Sadly, most of these famous athletes are as temporary as snowmen, adored during their season, but just a fond memory when they melt away from the sport and are replaced the next season by a newer, younger, springier model.
But some athletes are so special that they represent more than their athletic achievements. They inspire not just admiration, but genuine affection—maybe even love.
Kobe Bryant was such an athlete. He was such a man.
Many other tributes will discuss his impressive list of basketball accolades, awards, and statistics. You can go to Wikipedia if you’re interested. Or a sports bar. There’s only one Kobe statistic that fascinates me. Kobe twice led the NBA in scoring and in 2006 he scored 81 points in a single game, putting him right behind Wilt Chamberlain’s 100-point game.
But those aren’t the stats I’m interested in.
This is: Kobe Bryant missed the most career field goals in NBA history. He missed 14,481 times.
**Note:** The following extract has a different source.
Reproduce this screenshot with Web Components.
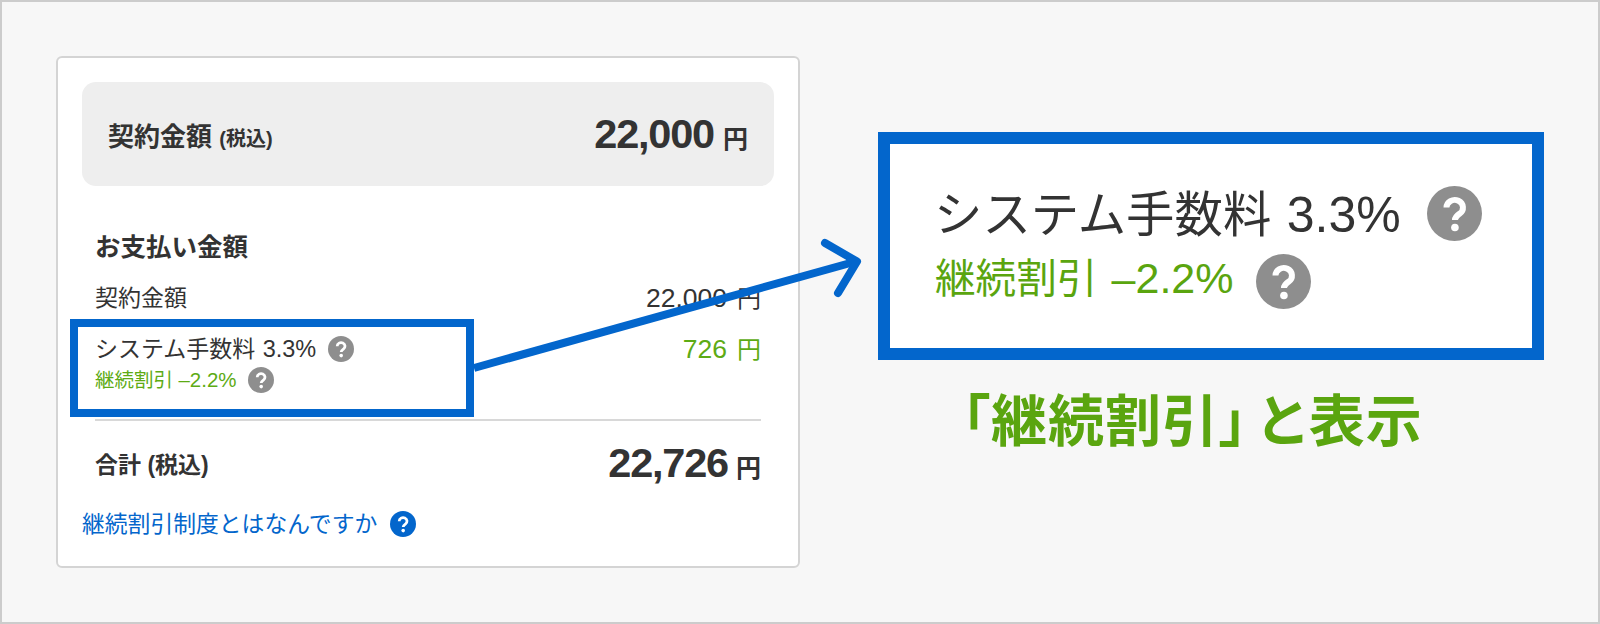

To me, that statistic is the foundation of his greatness as an athlete—and one of the reasons our affection for the man transcends our admiration for the athlete.
Let me explain: Some people—not just athletes—are motivated in life by the fear of losing. They strive and hustle and push because they don’t want to fail. That fear of failure is often rooted in anxiety about how they will look to others. They see themselves only as they are reflected in others’ eyes.
However, the great ones are driven not to win, but to exceed their own expectations. The goal is to strive to reach one’s fullest potential—and sometimes push beyond what even they imagined that potential might be. Winning is not the goal, it’s a happy by-product.
Kobe Bryant holds the record for most missed shots in NBA history. To some that’s a bad thing. To me, it means he wasn’t intimidated by missing, by losing, by failure. He didn’t hesitate by worrying, “What if I miss? What will the coaches think? The team? The fans?” He acted like the ultimate competitor: he took the shot.
To take the shot is to embrace failure and success at the same time. To miss so much and yet feel confident enough to shoot again and again embodies the best qualities of human beings: to imagine something beyond what is, beyond what you’ve ever been able to do, and to strive to make that a reality, no matter how many times you fail.
We love Kobe because he wasn’t afraid to take the shot. As an athlete. As a community member. As a parent. As a man.
Why We Love Kobe Bryant: He Took the Shot
What a great insight into the human race: “To take the shot is to embrace failure and success at the same time.” So simple but so true.
Okay, I hate to bring this up, but are we just supposed to do a Michael Jackson with him, and forget what #metoo would have done to his career? Some of us believe he assaulted the hotel employee and got away with it. I ask because I gave up Jackson--and don’t understand why he was forgiven and the next generation just loves him--Woody Allen, Bill Cosby and Roman Polanski, but am left with Kobe because of doubt. We fire the magazine editor who took a picture in brown face, and he has been canceled for good, so why was it never assumed that in the he said, she said, she lied?